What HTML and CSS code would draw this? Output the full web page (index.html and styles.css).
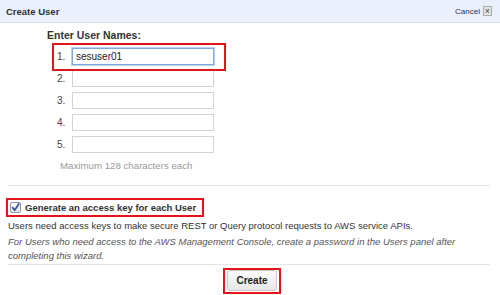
FILE: index.html
```html
<!DOCTYPE html>
<html lang="en">
<head>
  <meta charset="UTF-8" />
  <meta name="viewport" content="width=device-width, initial-scale=1.0"/>
  <title>Create User</title>
  <link rel="stylesheet" href="styles.css">
</head>
<body>
  <div class="dialog">
    <div class="titlebar">
      <span class="title">Create User</span>
      <span class="cancel">Cancel <span class="close">&times;</span></span>
    </div>

    <div class="names">
      <div class="names-label">Enter User Names:</div>
      <div class="row marked"><span class="num">1.</span><input class="name focused" type="text" value="sesuser01"></div>
      <div class="row"><span class="num">2.</span><input class="name" type="text"></div>
      <div class="row"><span class="num">3.</span><input class="name" type="text"></div>
      <div class="row"><span class="num">4.</span><input class="name" type="text"></div>
      <div class="row"><span class="num">5.</span><input class="name" type="text"></div>
      <div class="hint">Maximum 128 characters each</div>
    </div>

    <div class="rule"></div>

    <div class="access">
      <label class="check marked-box">
        <svg class="tick" width="11" height="11" viewBox="0 0 11 11">
          <defs>
            <linearGradient id="boxfill" x1="0" y1="0" x2="0" y2="1">
              <stop offset="0" stop-color="#ffffff"/>
              <stop offset="1" stop-color="#dfe3ea"/>
            </linearGradient>
          </defs>
          <rect x="0.5" y="0.5" width="10" height="10" rx="1.5" fill="url(#boxfill)" stroke="#8b95a5"/>
          <path d="M2.6 5.6 L4.6 8.2 L8.8 2" fill="none" stroke="#2a4f9c" stroke-width="1.7" stroke-linecap="round" stroke-linejoin="round"/>
        </svg>
        Generate an access key for each User
      </label>
      <p class="desc">Users need access keys to make secure REST or Query protocol requests to AWS service APIs.</p>
      <p class="note">For Users who need access to the AWS Management Console, create a password in the Users panel after completing this wizard.</p>
    </div>

    <div class="rule"></div>

    <div class="actions">
      <span class="marked-box"><button class="create">Create</button></span>
    </div>
  </div>
</body>
</html>
```

FILE: styles.css
```css
* { margin: 0; padding: 0; box-sizing: border-box; }
body {
  background: #fff;
  color: #333;
  font-family: 'Liberation Sans', Arial, sans-serif;
  font-size: 9.5px;
}
.dialog {
  width: 500px;
  height: 295px;
  display: flex;
  flex-direction: column;
}
.titlebar {
  height: 23px;
  background: #e9f0fb;
  border-bottom: 1px solid #d6e1f0;
  display: flex;
  align-items: center;
  justify-content: space-between;
  padding: 0 8px 0 6px;
}
.title {
  font-weight: bold;
  font-size: 9.5px;
  color: #333;
}
.cancel {
  font-size: 8px;
  color: #2b2f6b;
  display: flex;
  align-items: center;
  gap: 3px;
}
.close {
  width: 9px;
  height: 10px;
  border: 1px solid #aaa;
  background: #e4e4e4;
  color: #444;
  font-size: 9px;
  line-height: 8px;
  text-align: center;
}
.names {
  padding: 5px 0 0 47px;
}
.names-label {
  font-weight: bold;
  font-size: 10.5px;
  line-height: 14px;
  margin-bottom: 4px;
}
.row {
  width: 168px;
  height: 22px;
  margin-left: 8px;
  padding: 2px 9px 3px 2px;
  display: flex;
  align-items: flex-start;
}
.row.marked {
  outline: 2px solid #e2151f;
  outline-offset: 1px;
}
.num {
  width: 15px;
  font-size: 10px;
  line-height: 17px;
  color: #444;
}
.name {
  width: 142px;
  height: 17px;
  border: 1px solid #d3d3d3;
  padding: 0 3px;
  font: 10px 'Liberation Sans', Arial, sans-serif;
  color: #222;
  outline: none;
}
.name.focused {
  border-color: #7fa7d8;
  box-shadow: 0 0 0 1px #b9d1ee;
}
.hint {
  margin: 3px 0 0 13px;
  font-size: 9.7px;
  line-height: 14px;
  color: #999;
}
.rule {
  height: 1px;
  background: #e3e3e3;
  margin: 12px 10px 0 8px;
}
.access {
  padding: 12px 8px 0;
}
.marked-box {
  border: 2px solid #e2151f;
}
.check {
  display: inline-flex;
  align-items: center;
  gap: 4px;
  width: 198px;
  height: 19px;
  margin-left: -2px;
  padding-left: 2px;
  font-weight: bold;
  white-space: nowrap;
}
.tick {
  flex: none;
}
.desc {
  margin-top: 2px;
  line-height: 14px;
}
.note {
  margin-top: 2px;
  line-height: 14px;
  font-style: italic;
  color: #555;
}
.rule + .actions {
  margin-top: 3px;
}
.access + .rule {
  margin-top: 1px;
}
.actions {
  display: flex;
  justify-content: center;
  padding-left: 4px;
}
.actions .marked-box {
  padding: 0 2px 1px;
}
.create {
  width: 50px;
  height: 21px;
  border: 1px solid #c6c6c6;
  border-radius: 3px;
  background: linear-gradient(#fcfcfc, #e6e6e6);
  font: bold 10px 'Liberation Sans', Arial, sans-serif;
  color: #222;
}
```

**WRITTEN EXERCISE:**
All of the data above should be quoted exactly, except for the pictures.

**TASK ANSWER:**
What HTML and CSS code would draw this? Output the full web page (index.html and styles.css).
FILE: index.html
```html
<!DOCTYPE html>
<html lang="en">
<head>
  <meta charset="UTF-8" />
  <meta name="viewport" content="width=device-width, initial-scale=1.0"/>
  <title>Create User</title>
  <link rel="stylesheet" href="styles.css">
</head>
<body>
  <div class="dialog">
    <div class="titlebar">
      <span class="title">Create User</span>
      <span class="cancel">Cancel <span class="close">&times;</span></span>
    </div>

    <div class="names">
      <div class="names-label">Enter User Names:</div>
      <div class="row marked"><span class="num">1.</span><input class="name focused" type="text" value="sesuser01"></div>
      <div class="row"><span class="num">2.</span><input class="name" type="text"></div>
      <div class="row"><span class="num">3.</span><input class="name" type="text"></div>
      <div class="row"><span class="num">4.</span><input class="name" type="text"></div>
      <div class="row"><span class="num">5.</span><input class="name" type="text"></div>
      <div class="hint">Maximum 128 characters each</div>
    </div>

    <div class="rule"></div>

    <div class="access">
      <label class="check marked-box">
        <svg class="tick" width="11" height="11" viewBox="0 0 11 11">
          <defs>
            <linearGradient id="boxfill" x1="0" y1="0" x2="0" y2="1">
              <stop offset="0" stop-color="#ffffff"/>
              <stop offset="1" stop-color="#dfe3ea"/>
            </linearGradient>
          </defs>
          <rect x="0.5" y="0.5" width="10" height="10" rx="1.5" fill="url(#boxfill)" stroke="#8b95a5"/>
          <path d="M2.6 5.6 L4.6 8.2 L8.8 2" fill="none" stroke="#2a4f9c" stroke-width="1.7" stroke-linecap="round" stroke-linejoin="round"/>
        </svg>
        Generate an access key for each User
      </label>
      <p class="desc">Users need access keys to make secure REST or Query protocol requests to AWS service APIs.</p>
      <p class="note">For Users who need access to the AWS Management Console, create a password in the Users panel after completing this wizard.</p>
    </div>

    <div class="rule"></div>

    <div class="actions">
      <span class="marked-box"><button class="create">Create</button></span>
    </div>
  </div>
</body>
</html>
```

FILE: styles.css
```css
* { margin: 0; padding: 0; box-sizing: border-box; }
body {
  background: #fff;
  color: #333;
  font-family: 'Liberation Sans', Arial, sans-serif;
  font-size: 9.5px;
}
.dialog {
  width: 500px;
  height: 295px;
  display: flex;
  flex-direction: column;
}
.titlebar {
  height: 23px;
  background: #e9f0fb;
  border-bottom: 1px solid #d6e1f0;
  display: flex;
  align-items: center;
  justify-content: space-between;
  padding: 0 8px 0 6px;
}
.title {
  font-weight: bold;
  font-size: 9.5px;
  color: #333;
}
.cancel {
  font-size: 8px;
  color: #2b2f6b;
  display: flex;
  align-items: center;
  gap: 3px;
}
.close {
  width: 9px;
  height: 10px;
  border: 1px solid #aaa;
  background: #e4e4e4;
  color: #444;
  font-size: 9px;
  line-height: 8px;
  text-align: center;
}
.names {
  padding: 5px 0 0 47px;
}
.names-label {
  font-weight: bold;
  font-size: 10.5px;
  line-height: 14px;
  margin-bottom: 4px;
}
.row {
  width: 168px;
  height: 22px;
  margin-left: 8px;
  padding: 2px 9px 3px 2px;
  display: flex;
  align-items: flex-start;
}
.row.marked {
  outline: 2px solid #e2151f;
  outline-offset: 1px;
}
.num {
  width: 15px;
  font-size: 10px;
  line-height: 17px;
  color: #444;
}
.name {
  width: 142px;
  height: 17px;
  border: 1px solid #d3d3d3;
  padding: 0 3px;
  font: 10px 'Liberation Sans', Arial, sans-serif;
  color: #222;
  outline: none;
}
.name.focused {
  border-color: #7fa7d8;
  box-shadow: 0 0 0 1px #b9d1ee;
}
.hint {
  margin: 3px 0 0 13px;
  font-size: 9.7px;
  line-height: 14px;
  color: #999;
}
.rule {
  height: 1px;
  background: #e3e3e3;
  margin: 12px 10px 0 8px;
}
.access {
  padding: 12px 8px 0;
}
.marked-box {
  border: 2px solid #e2151f;
}
.check {
  display: inline-flex;
  align-items: center;
  gap: 4px;
  width: 198px;
  height: 19px;
  margin-left: -2px;
  padding-left: 2px;
  font-weight: bold;
  white-space: nowrap;
}
.tick {
  flex: none;
}
.desc {
  margin-top: 2px;
  line-height: 14px;
}
.note {
  margin-top: 2px;
  line-height: 14px;
  font-style: italic;
  color: #555;
}
.rule + .actions {
  margin-top: 3px;
}
.access + .rule {
  margin-top: 1px;
}
.actions {
  display: flex;
  justify-content: center;
  padding-left: 4px;
}
.actions .marked-box {
  padding: 0 2px 1px;
}
.create {
  width: 50px;
  height: 21px;
  border: 1px solid #c6c6c6;
  border-radius: 3px;
  background: linear-gradient(#fcfcfc, #e6e6e6);
  font: bold 10px 'Liberation Sans', Arial, sans-serif;
  color: #222;
}
```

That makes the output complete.